◆ Excerpted records ◆
^^^^

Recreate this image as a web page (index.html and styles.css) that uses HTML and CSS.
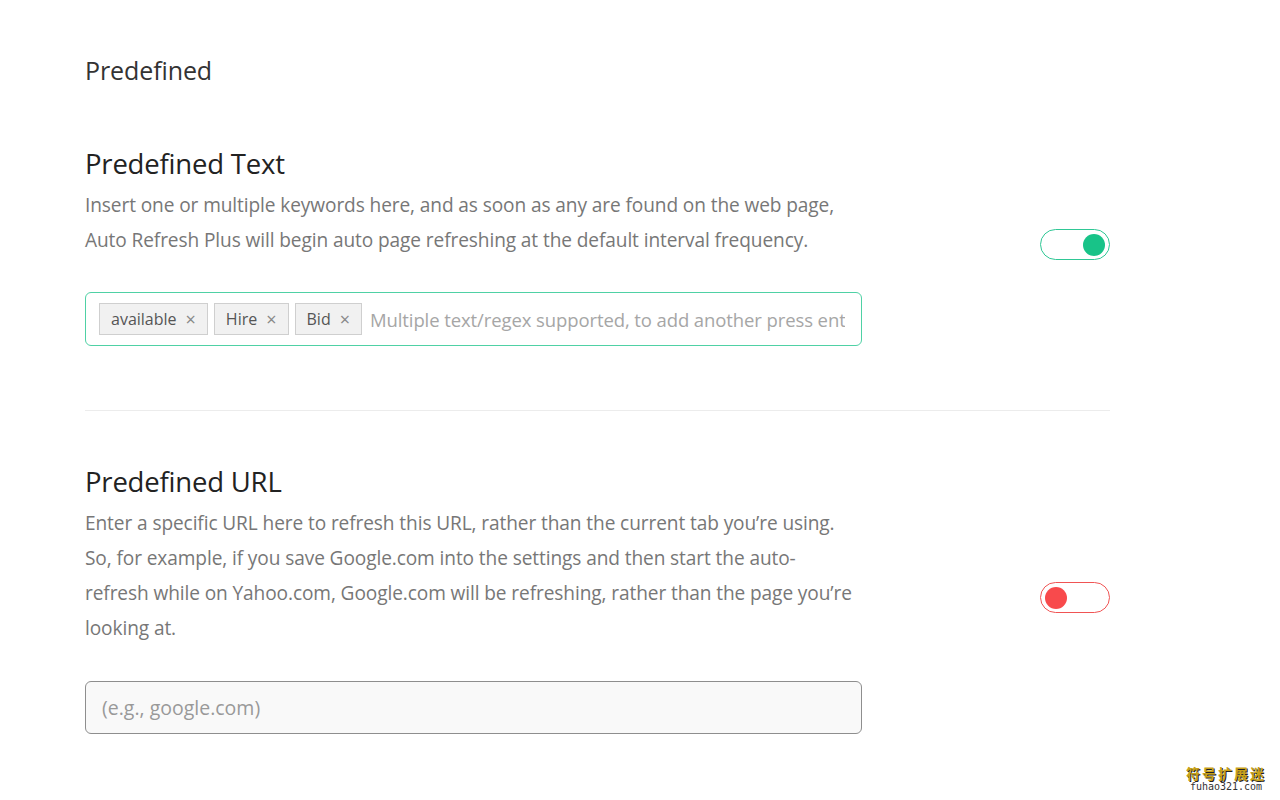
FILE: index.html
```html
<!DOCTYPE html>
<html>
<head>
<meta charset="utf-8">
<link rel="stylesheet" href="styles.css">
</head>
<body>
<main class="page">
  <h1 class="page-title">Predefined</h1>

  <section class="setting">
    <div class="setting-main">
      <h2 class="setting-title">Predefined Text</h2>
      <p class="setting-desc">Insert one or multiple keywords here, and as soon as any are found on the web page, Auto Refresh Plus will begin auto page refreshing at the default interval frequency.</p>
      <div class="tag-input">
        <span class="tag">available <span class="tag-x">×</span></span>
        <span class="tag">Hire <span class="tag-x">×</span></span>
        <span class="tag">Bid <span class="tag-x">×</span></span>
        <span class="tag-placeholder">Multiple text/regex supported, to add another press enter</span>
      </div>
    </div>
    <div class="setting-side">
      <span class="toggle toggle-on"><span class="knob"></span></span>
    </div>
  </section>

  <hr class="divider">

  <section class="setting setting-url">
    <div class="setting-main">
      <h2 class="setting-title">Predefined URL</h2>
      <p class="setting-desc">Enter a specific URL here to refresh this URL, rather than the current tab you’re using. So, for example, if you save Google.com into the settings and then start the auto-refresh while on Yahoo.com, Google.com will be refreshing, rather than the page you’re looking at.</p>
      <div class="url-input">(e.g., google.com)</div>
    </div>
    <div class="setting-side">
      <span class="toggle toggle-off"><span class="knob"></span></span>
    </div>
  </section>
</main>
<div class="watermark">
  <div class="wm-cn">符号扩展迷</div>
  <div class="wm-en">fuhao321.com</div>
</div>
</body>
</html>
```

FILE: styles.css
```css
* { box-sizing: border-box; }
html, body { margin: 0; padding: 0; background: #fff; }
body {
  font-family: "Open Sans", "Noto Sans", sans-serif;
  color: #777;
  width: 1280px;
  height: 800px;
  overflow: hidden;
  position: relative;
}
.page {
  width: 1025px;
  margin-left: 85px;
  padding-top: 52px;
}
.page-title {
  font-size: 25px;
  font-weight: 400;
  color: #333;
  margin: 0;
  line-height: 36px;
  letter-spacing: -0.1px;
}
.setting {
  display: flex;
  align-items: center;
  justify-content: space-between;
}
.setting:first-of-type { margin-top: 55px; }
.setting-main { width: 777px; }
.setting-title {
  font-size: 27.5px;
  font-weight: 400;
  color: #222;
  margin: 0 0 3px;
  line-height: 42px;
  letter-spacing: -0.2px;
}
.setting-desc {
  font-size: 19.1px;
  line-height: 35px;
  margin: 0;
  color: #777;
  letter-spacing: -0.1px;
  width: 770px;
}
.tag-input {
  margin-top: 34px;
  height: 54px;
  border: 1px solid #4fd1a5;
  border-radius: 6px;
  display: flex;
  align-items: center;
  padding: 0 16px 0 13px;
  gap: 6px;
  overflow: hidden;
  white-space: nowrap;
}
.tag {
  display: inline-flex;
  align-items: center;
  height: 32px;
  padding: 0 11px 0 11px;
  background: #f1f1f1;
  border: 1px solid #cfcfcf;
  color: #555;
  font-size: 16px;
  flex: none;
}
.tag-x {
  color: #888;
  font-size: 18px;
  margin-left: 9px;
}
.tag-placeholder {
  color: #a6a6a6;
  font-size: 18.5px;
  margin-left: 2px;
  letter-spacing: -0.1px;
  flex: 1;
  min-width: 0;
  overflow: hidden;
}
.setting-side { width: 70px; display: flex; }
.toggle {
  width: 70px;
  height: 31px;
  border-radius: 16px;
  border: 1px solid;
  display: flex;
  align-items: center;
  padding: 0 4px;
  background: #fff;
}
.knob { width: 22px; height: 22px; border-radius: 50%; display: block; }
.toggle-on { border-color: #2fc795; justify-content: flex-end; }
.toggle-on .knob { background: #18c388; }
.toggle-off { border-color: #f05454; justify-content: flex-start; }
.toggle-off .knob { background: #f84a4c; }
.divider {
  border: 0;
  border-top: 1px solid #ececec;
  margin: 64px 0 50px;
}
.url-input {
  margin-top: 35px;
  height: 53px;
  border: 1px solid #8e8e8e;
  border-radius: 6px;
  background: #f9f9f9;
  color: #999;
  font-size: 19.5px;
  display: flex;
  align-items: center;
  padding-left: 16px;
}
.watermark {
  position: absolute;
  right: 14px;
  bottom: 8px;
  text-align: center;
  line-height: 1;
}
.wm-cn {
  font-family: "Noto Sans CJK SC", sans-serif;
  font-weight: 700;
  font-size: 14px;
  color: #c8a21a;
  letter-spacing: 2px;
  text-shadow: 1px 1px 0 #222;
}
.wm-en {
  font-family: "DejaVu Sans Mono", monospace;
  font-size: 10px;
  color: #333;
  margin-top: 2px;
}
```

^^^^

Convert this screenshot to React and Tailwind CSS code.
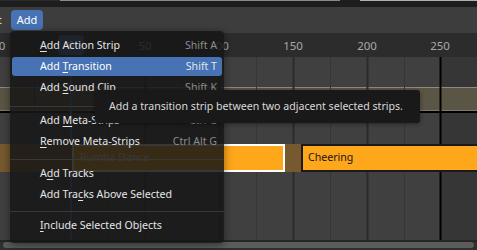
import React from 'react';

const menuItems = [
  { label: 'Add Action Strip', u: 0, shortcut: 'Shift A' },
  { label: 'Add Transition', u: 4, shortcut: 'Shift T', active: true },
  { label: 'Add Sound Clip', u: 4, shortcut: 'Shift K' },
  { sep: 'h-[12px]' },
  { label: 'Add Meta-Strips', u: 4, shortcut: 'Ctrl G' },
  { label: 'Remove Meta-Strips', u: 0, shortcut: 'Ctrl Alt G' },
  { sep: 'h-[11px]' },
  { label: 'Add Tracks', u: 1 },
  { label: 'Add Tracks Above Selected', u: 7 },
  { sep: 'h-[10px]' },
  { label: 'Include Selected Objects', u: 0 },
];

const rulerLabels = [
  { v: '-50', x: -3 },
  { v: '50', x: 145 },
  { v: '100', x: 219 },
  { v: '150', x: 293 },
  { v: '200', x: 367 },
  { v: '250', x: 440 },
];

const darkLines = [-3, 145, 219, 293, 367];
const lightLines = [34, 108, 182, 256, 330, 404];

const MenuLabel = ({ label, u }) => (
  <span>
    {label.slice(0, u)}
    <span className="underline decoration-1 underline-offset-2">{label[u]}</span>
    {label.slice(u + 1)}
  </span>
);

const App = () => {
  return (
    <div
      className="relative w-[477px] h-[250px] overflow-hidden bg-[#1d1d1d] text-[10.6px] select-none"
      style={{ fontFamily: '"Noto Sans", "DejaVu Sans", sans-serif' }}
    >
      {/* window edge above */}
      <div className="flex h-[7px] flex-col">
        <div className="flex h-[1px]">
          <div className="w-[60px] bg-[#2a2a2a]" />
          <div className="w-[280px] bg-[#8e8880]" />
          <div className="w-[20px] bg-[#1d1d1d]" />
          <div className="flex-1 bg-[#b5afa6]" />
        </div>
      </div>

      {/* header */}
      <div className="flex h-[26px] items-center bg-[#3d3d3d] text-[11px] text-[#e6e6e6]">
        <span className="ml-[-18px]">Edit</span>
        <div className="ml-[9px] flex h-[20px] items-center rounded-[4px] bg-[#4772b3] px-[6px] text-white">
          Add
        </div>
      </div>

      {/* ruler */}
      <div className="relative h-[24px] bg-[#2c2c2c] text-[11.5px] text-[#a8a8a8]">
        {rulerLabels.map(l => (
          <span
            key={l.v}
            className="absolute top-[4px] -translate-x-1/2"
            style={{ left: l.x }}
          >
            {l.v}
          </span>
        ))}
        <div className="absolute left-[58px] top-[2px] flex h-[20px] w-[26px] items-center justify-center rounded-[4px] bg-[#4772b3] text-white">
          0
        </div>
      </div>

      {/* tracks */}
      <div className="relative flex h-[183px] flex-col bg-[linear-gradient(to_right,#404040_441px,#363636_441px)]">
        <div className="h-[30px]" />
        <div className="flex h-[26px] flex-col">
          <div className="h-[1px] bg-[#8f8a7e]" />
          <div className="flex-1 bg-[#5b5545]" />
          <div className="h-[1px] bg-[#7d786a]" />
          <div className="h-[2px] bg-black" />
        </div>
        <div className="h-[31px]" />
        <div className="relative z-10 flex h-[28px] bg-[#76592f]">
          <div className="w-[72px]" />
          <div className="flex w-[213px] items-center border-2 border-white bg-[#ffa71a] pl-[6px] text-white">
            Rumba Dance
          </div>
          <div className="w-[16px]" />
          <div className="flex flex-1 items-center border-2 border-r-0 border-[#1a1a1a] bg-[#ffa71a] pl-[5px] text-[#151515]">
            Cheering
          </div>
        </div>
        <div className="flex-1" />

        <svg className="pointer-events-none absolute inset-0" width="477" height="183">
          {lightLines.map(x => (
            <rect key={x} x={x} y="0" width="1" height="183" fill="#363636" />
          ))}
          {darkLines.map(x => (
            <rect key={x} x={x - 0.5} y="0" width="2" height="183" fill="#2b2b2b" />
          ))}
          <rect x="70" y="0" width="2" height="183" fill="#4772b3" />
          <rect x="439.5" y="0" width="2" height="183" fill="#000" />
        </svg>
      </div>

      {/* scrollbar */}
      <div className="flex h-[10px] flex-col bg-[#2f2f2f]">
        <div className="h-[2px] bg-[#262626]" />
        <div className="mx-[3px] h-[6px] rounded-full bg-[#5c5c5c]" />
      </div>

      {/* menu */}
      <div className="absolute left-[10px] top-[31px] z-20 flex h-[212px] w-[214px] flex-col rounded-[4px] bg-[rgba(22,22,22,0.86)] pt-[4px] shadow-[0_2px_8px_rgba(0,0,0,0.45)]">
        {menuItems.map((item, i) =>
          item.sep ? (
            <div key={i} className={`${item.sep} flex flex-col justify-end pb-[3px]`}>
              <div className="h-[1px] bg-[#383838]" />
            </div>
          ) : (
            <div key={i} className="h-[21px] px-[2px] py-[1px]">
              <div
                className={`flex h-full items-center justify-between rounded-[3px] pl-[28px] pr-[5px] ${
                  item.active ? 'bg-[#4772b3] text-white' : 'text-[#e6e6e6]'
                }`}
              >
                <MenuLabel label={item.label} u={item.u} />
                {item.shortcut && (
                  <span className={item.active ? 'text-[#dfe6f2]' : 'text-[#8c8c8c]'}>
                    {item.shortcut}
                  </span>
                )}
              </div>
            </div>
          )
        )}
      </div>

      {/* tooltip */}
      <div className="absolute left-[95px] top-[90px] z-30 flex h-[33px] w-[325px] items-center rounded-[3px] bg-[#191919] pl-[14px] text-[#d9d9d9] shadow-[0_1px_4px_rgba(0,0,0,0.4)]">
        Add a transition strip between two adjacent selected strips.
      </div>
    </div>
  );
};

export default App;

^^^^

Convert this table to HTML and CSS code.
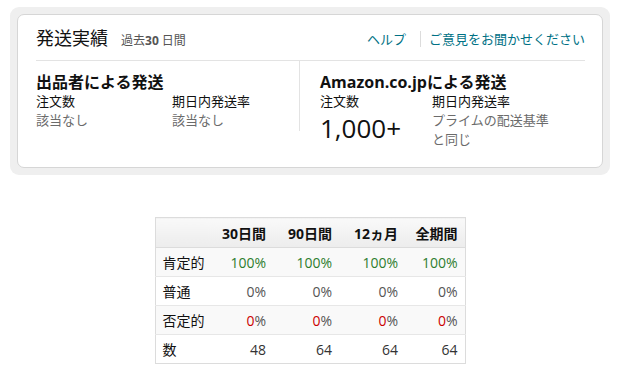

^^^^

◆ Brief ◆
All lines above starting at the one with "Convert this screenshot" and ending at the one with "const lightLines = [34, 108, 182, 256, 330, 404];", inclusive, are to be printed again exactly, with the pictures left out.

◆ Completed task ◆
Convert this screenshot to React and Tailwind CSS code.
import React from 'react';

const menuItems = [
  { label: 'Add Action Strip', u: 0, shortcut: 'Shift A' },
  { label: 'Add Transition', u: 4, shortcut: 'Shift T', active: true },
  { label: 'Add Sound Clip', u: 4, shortcut: 'Shift K' },
  { sep: 'h-[12px]' },
  { label: 'Add Meta-Strips', u: 4, shortcut: 'Ctrl G' },
  { label: 'Remove Meta-Strips', u: 0, shortcut: 'Ctrl Alt G' },
  { sep: 'h-[11px]' },
  { label: 'Add Tracks', u: 1 },
  { label: 'Add Tracks Above Selected', u: 7 },
  { sep: 'h-[10px]' },
  { label: 'Include Selected Objects', u: 0 },
];

const rulerLabels = [
  { v: '-50', x: -3 },
  { v: '50', x: 145 },
  { v: '100', x: 219 },
  { v: '150', x: 293 },
  { v: '200', x: 367 },
  { v: '250', x: 440 },
];

const darkLines = [-3, 145, 219, 293, 367];
const lightLines = [34, 108, 182, 256, 330, 404];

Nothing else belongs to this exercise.